As an investor, it is important to think about how future policy changes from the Fed would affect your investments. When Fed starts to cut down on its QE program, the yield curve would steepen. This would be good for mREITs' interest rate spreads but bad for their book values. For agency mREITs that invest in longer duration fixed rate securities, ideally you would expect their stock price to remain the same due to as the rise in price-to-book ratio due to the expected future increases in interest rate spreads and a decrease in prepayments should off-set the decline in book values. However, I don't think that this will happen. I believe that in the short term, there would be a huge uncertainty about the effectiveness of their hedging strategies in preventing book value declines. In such an environment, I would expect Hatteras, and especially Capstead to outperform in the agency mREITs sector. After fixed rate mREITs like American Capital Agency take some losses on their book value and replace their existing investments with new, high yield securities, I would expect them to outperform their more conservative peers in the long term.

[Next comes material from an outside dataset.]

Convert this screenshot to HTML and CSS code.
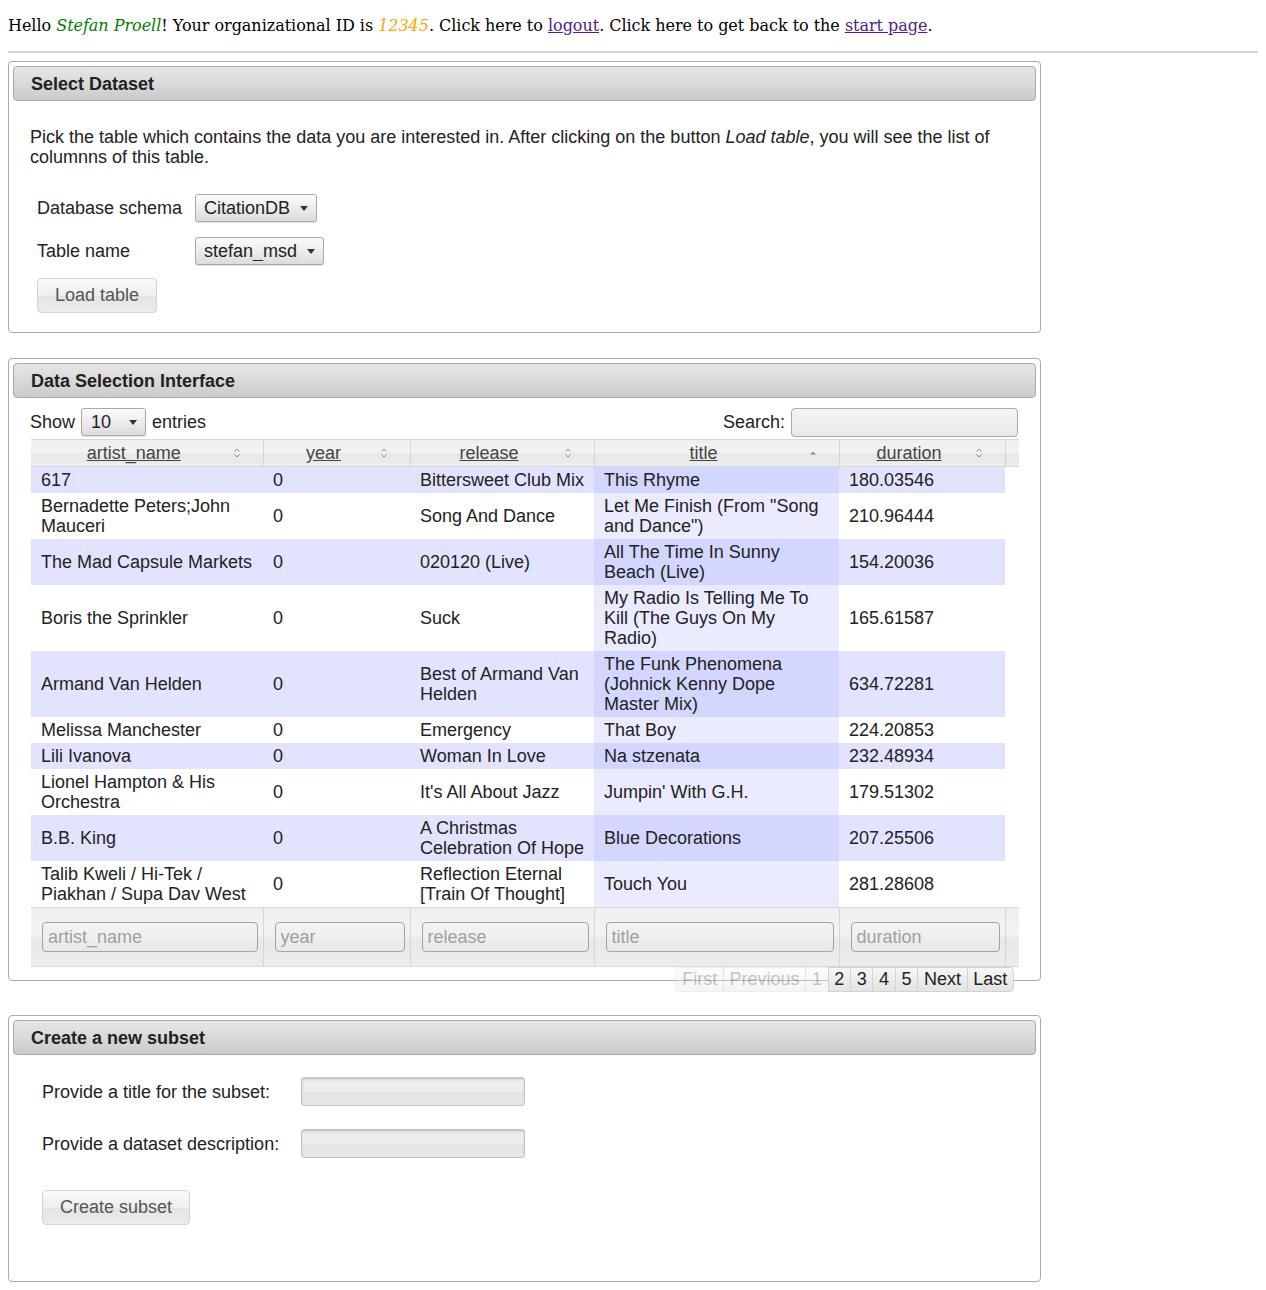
FILE: index.html
```html
<!DOCTYPE html>
<html>
<head>
<meta charset="utf-8">
<title>Data Selection</title>
<link rel="stylesheet" href="styles.css">
</head>
<body>
<p class="greeting">Hello <em class="user">Stefan Proell</em>! Your organizational ID is <em class="org">12345</em>. Click here to <a href="#" class="visited">logout</a>. Click here to get back to the <a href="#" class="visited">start page</a>.</p>
<hr class="sep">

<section class="panel panel-select">
  <div class="panel-head">Select Dataset</div>
  <div class="panel-body">
    <p class="intro">Pick the table which contains the data you are interested in. After clicking on the button <em>Load table</em>, you will see the list of columnns of this table.</p>
    <div class="form-grid">
      <label>Database schema</label>
      <span class="sel"><select><option>CitationDB</option></select></span>
      <label>Table name</label>
      <span class="sel"><select><option>stefan_msd</option></select></span>
    </div>
    <button class="btn btn-load">Load table</button>
  </div>
</section>

<section class="panel panel-data">
  <div class="panel-head">Data Selection Interface</div>
  <div class="panel-body">
    <div class="dt-controls">
      <div class="dt-length">Show <span class="sel sel-small"><select><option>10</option></select></span> entries</div>
      <div class="dt-search">Search: <input type="text" class="search-input"></div>
    </div>
    <div class="dt-head">
      <table class="dt">
        <colgroup><col class="c1"><col class="c2"><col class="c3"><col class="c4"><col class="c5"></colgroup>
        <thead>
          <tr>
            <th><div class="th-in"><a href="#">artist_name</a><svg class="sort" viewBox="0 0 8 12"><path d="M1.5 4.5 L4 2 L6.5 4.5 M1.5 7.5 L4 10 L6.5 7.5"/></svg></div></th>
            <th><div class="th-in"><a href="#">year</a><svg class="sort" viewBox="0 0 8 12"><path d="M1.5 4.5 L4 2 L6.5 4.5 M1.5 7.5 L4 10 L6.5 7.5"/></svg></div></th>
            <th><div class="th-in"><a href="#">release</a><svg class="sort" viewBox="0 0 8 12"><path d="M1.5 4.5 L4 2 L6.5 4.5 M1.5 7.5 L4 10 L6.5 7.5"/></svg></div></th>
            <th><div class="th-in"><a href="#">title</a><svg class="sort sort-asc" viewBox="0 0 8 12"><path d="M1 7.5 L4 4.5 L7 7.5 Z"/></svg></div></th>
            <th><div class="th-in"><a href="#">duration</a><svg class="sort" viewBox="0 0 8 12"><path d="M1.5 4.5 L4 2 L6.5 4.5 M1.5 7.5 L4 10 L6.5 7.5"/></svg></div></th>
          </tr>
        </thead>
      </table>
    </div>
    <table class="dt dt-body">
      <colgroup><col class="c1"><col class="c2"><col class="c3"><col class="c4"><col class="c5"></colgroup>
      <tbody>
        <tr class="odd"><td>617</td><td>0</td><td>Bittersweet Club Mix</td><td class="sorted">This Rhyme</td><td>180.03546</td></tr>
        <tr class="even"><td>Bernadette Peters;John Mauceri</td><td>0</td><td>Song And Dance</td><td class="sorted">Let Me Finish (From "Song and Dance")</td><td>210.96444</td></tr>
        <tr class="odd"><td>The Mad Capsule Markets</td><td>0</td><td>020120 (Live)</td><td class="sorted">All The Time In Sunny Beach (Live)</td><td>154.20036</td></tr>
        <tr class="even"><td>Boris the Sprinkler</td><td>0</td><td>Suck</td><td class="sorted">My Radio Is Telling Me To Kill (The Guys On My Radio)</td><td>165.61587</td></tr>
        <tr class="odd"><td>Armand Van Helden</td><td>0</td><td>Best of Armand Van Helden</td><td class="sorted">The Funk Phenomena (Johnick Kenny Dope Master Mix)</td><td>634.72281</td></tr>
        <tr class="even"><td>Melissa Manchester</td><td>0</td><td>Emergency</td><td class="sorted">That Boy</td><td>224.20853</td></tr>
        <tr class="odd"><td>Lili Ivanova</td><td>0</td><td>Woman In Love</td><td class="sorted">Na stzenata</td><td>232.48934</td></tr>
        <tr class="even"><td>Lionel Hampton &amp; His Orchestra</td><td>0</td><td>It's All About Jazz</td><td class="sorted">Jumpin' With G.H.</td><td>179.51302</td></tr>
        <tr class="odd"><td>B.B. King</td><td>0</td><td>A Christmas Celebration Of Hope</td><td class="sorted">Blue Decorations</td><td>207.25506</td></tr>
        <tr class="even"><td>Talib Kweli / Hi-Tek / Piakhan / Supa Dav West</td><td>0</td><td>Reflection Eternal [Train Of Thought]</td><td class="sorted">Touch You</td><td>281.28608</td></tr>
      </tbody>
    </table>
    <div class="dt-foot">
      <table class="dt">
        <colgroup><col class="c1"><col class="c2"><col class="c3"><col class="c4"><col class="c5"></colgroup>
        <tfoot>
          <tr>
            <th><input type="text" class="filter" placeholder="artist_name"></th>
            <th><input type="text" class="filter" placeholder="year"></th>
            <th><input type="text" class="filter" placeholder="release"></th>
            <th><input type="text" class="filter" placeholder="title"></th>
            <th><input type="text" class="filter" placeholder="duration"></th>
          </tr>
        </tfoot>
      </table>
    </div>
    <div class="pager">
      <a class="pg first disabled">First</a><a class="pg disabled">Previous</a><a class="pg disabled">1</a><a class="pg">2</a><a class="pg">3</a><a class="pg">4</a><a class="pg">5</a><a class="pg">Next</a><a class="pg last">Last</a>
    </div>
  </div>
</section>

<section class="panel panel-subset">
  <div class="panel-head">Create a new subset</div>
  <div class="panel-body">
    <div class="subset-grid">
      <label>Provide a title for the subset:</label>
      <input type="text" class="text-input">
      <label>Provide a dataset description:</label>
      <input type="text" class="text-input">
    </div>
    <button class="btn btn-create">Create subset</button>
  </div>
</section>
</body>
</html>
```

FILE: styles.css
```css
body {
  margin: 0;
  padding: 8px;
  font-family: "DejaVu Serif", serif;
  font-size: 16px;
  color: #000;
}

.greeting {
  margin: 8px 0 16px;
  letter-spacing: -0.03px;
}
.greeting .user { color: #008000; }
.greeting .org { color: #ffa500; }
.greeting a.visited { color: #551a8b; }

.sep {
  border: 0;
  border-top: 2px solid #d4d4d4;
  height: 0;
  margin: 0 0 8px;
}

.panel {
  width: 1033px;
  box-sizing: border-box;
  border: 1px solid #aaa;
  border-radius: 4px;
  padding: 4px;
  font-family: "Liberation Sans", Arial, sans-serif;
  font-size: 18px;
  line-height: 20px;
  color: #222;
}

.panel-head {
  height: 35px;
  box-sizing: border-box;
  border: 1px solid #aaa;
  border-radius: 4px;
  background: linear-gradient(#e6e6e6, #d9d9d9 50%, #cbcbcb);
  font-weight: bold;
  padding-left: 17px;
  display: flex;
  align-items: center;
  color: #222;
}

.panel-body {
  padding: 0 17px;
}

/* ---- panel 1 ---- */
.panel-select .panel-body { padding-bottom: 15px; }

.intro {
  margin: 26px 0 0;
}

.form-grid {
  display: grid;
  grid-template-columns: 158px auto;
  row-gap: 15px;
  align-items: center;
  justify-items: start;
  margin: 27px 0 0 7px;
}

.sel {
  position: relative;
  display: inline-block;
  vertical-align: middle;
}
.sel select {
  -webkit-appearance: none;
  appearance: none;
  height: 28px;
  box-sizing: border-box;
  border: 1px solid #a8a8a8;
  border-radius: 3px;
  background: linear-gradient(#fbfbfb, #ececec 50%, #dcdcdc);
  font-family: "Liberation Sans", Arial, sans-serif;
  font-size: 18px;
  color: #222;
  padding: 0 25px 0 8px;
  margin: 0;
  box-shadow: 0 1px 1px rgba(0,0,0,0.12);
}
.sel::after {
  content: "";
  position: absolute;
  right: 9px;
  top: 12px;
  border-left: 4.5px solid transparent;
  border-right: 4.5px solid transparent;
  border-top: 5px solid #333;
  pointer-events: none;
}
.sel-small select { width: 65px; padding-left: 9px; }
.sel-small::after { right: 9px; }

.btn {
  display: block;
  height: 35px;
  box-sizing: border-box;
  border: 1px solid #d3d3d3;
  border-radius: 4px;
  background: linear-gradient(#fafafa, #eeeeee 50%, #e4e4e4 52%, #ececec);
  font-family: "Liberation Sans", Arial, sans-serif;
  font-size: 18px;
  color: #555;
  padding: 0 17px;
  white-space: nowrap;
}
.btn-load {
  margin: 13px 0 0 7px;
}

/* ---- panel 2 ---- */
.panel-data { margin-top: 25px; }
.panel-data .panel-body { padding: 0 18px 0 17px; }

.dt-controls {
  margin-top: 10px;
  height: 28px;
  display: flex;
  justify-content: space-between;
  align-items: center;
}
.dt-length { display: flex; align-items: center; gap: 6px; }
.dt-search { display: flex; align-items: center; gap: 6px; }
.search-input {
  width: 227px;
  height: 29px;
  box-sizing: border-box;
  border: 1px solid #aaa;
  border-radius: 4px;
  background: linear-gradient(#f4f4f4, #efefef 50%, #e9e9e9);
  margin: 0;
}

.dt-head, .dt-foot {
  margin-left: 1px;
  width: 988px;
  background: linear-gradient(#efefef, #f3f3f3 45%, #e8e8e8 55%, #ececec);
}
.dt-head { margin-top: 3px; border-top: 1px solid #d8d8d8; border-bottom: 1px solid #d8d8d8; }
.dt-foot { border-top: 1px solid #d8d8d8; border-bottom: 1px solid #d8d8d8; }

.dt {
  width: 974px;
  table-layout: fixed;
  border-collapse: collapse;
  border-spacing: 0;
}
.dt-body { margin-left: 1px; }
.c1 { width: 232px; }
.c2 { width: 147px; }
.c3 { width: 184px; }
.c4 { width: 245px; }
.c5 { width: 166px; }

.dt thead th {
  height: 26px;
  padding: 0;
  font-weight: normal;
  border-left: 1px solid #d6d6d6;
}
.dt thead th:first-child { border-left: 0; }
.dt thead th:last-child { border-right: 1px solid #d6d6d6; }
.th-in {
  display: flex;
  align-items: center;
  padding-left: 10px;
}
.th-in a {
  flex: 1;
  text-align: center;
  color: #444;
  text-decoration: underline;
}
.sort {
  width: 8px;
  height: 12px;
  margin: 0 22px 0 6px;
  fill: none;
  stroke: #8c8c8c;
  stroke-width: 1;
}
.sort-asc { fill: #8c8c8c; stroke: none; }

.dt-body td {
  padding: 3px 8px 3px 10px;
  vertical-align: middle;
  color: #222;
}
.dt-body tr.odd { background: #e2e4ff; }
.dt-body tr.even { background: #fff; }
.dt-body tr.odd td.sorted { background: #d3d6ff; }
.dt-body tr.even td.sorted { background: #eaebff; }

.dt tfoot th {
  height: 58px;
  padding: 0 5px 0 11px;
  border-left: 1px solid #d6d6d6;
  font-weight: normal;
}
.dt tfoot th:first-child { border-left: 0; }
.dt tfoot th:last-child { border-right: 1px solid #d6d6d6; }
.filter {
  display: block;
  width: 100%;
  height: 30px;
  box-sizing: border-box;
  border: 1px solid #a3a3a3;
  border-radius: 4px;
  background: linear-gradient(#f3f3f3, #efefef 50%, #e8e8e8);
  font-family: "Liberation Sans", Arial, sans-serif;
  font-size: 18px;
  color: #222;
  padding: 0 5px;
  margin: 0;
}
.filter::placeholder { color: #a0a0a0; }

.pager {
  display: flex;
  justify-content: flex-end;
  margin: 0 4px -16px 0;
  position: relative;
}
.pg {
  display: block;
  height: 25px;
  box-sizing: border-box;
  line-height: 23px;
  padding: 0 5.7px;
  border: 1px solid #d3d3d3;
  margin-left: -1px;
  background: linear-gradient(#f6f6f6, #ececec 50%, #e4e4e4);
  color: #222;
}
.pg.first { border-radius: 4px 0 0 4px; }
.pg.last { border-radius: 0 4px 4px 0; }
.pg.disabled { opacity: 0.35; color: #555; }

/* ---- panel 3 ---- */
.panel-subset { margin-top: 34px; }
.panel-subset .panel-body { padding-bottom: 52px; }

.subset-grid {
  display: grid;
  grid-template-columns: 259px 224px;
  row-gap: 23px;
  align-items: center;
  margin: 22px 0 0 12px;
}
.text-input {
  width: 224px;
  height: 29px;
  box-sizing: border-box;
  border: 1px solid #c2c2c2;
  border-radius: 3px;
  background: linear-gradient(#e3e3e3, #eeeeee 20%, #ececec 50%, #e4e4e4 52%, #e9e9e9);
  box-shadow: inset 0 1px 2px rgba(0,0,0,0.15);
  margin: 0;
}
.btn-create {
  margin: 32px 0 0 12px;
}
```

Thus when I believe that the time has come that the Fed would taper off the QE, I would be replacing some of my positions in American Capital and Annaly Capital with Hatteras and Capstead in order to preserve my capital. Later on when the situation becomes clearer, I would get back into American Capital and Annaly, hopefully at a lower price.
Between American Capital and Annaly, I would prefer to hold more of Annaly in a rising interest rate environment because unlike American Capital, Annaly has been here for a long time and has demonstrated its performance throughout various interest rate environments.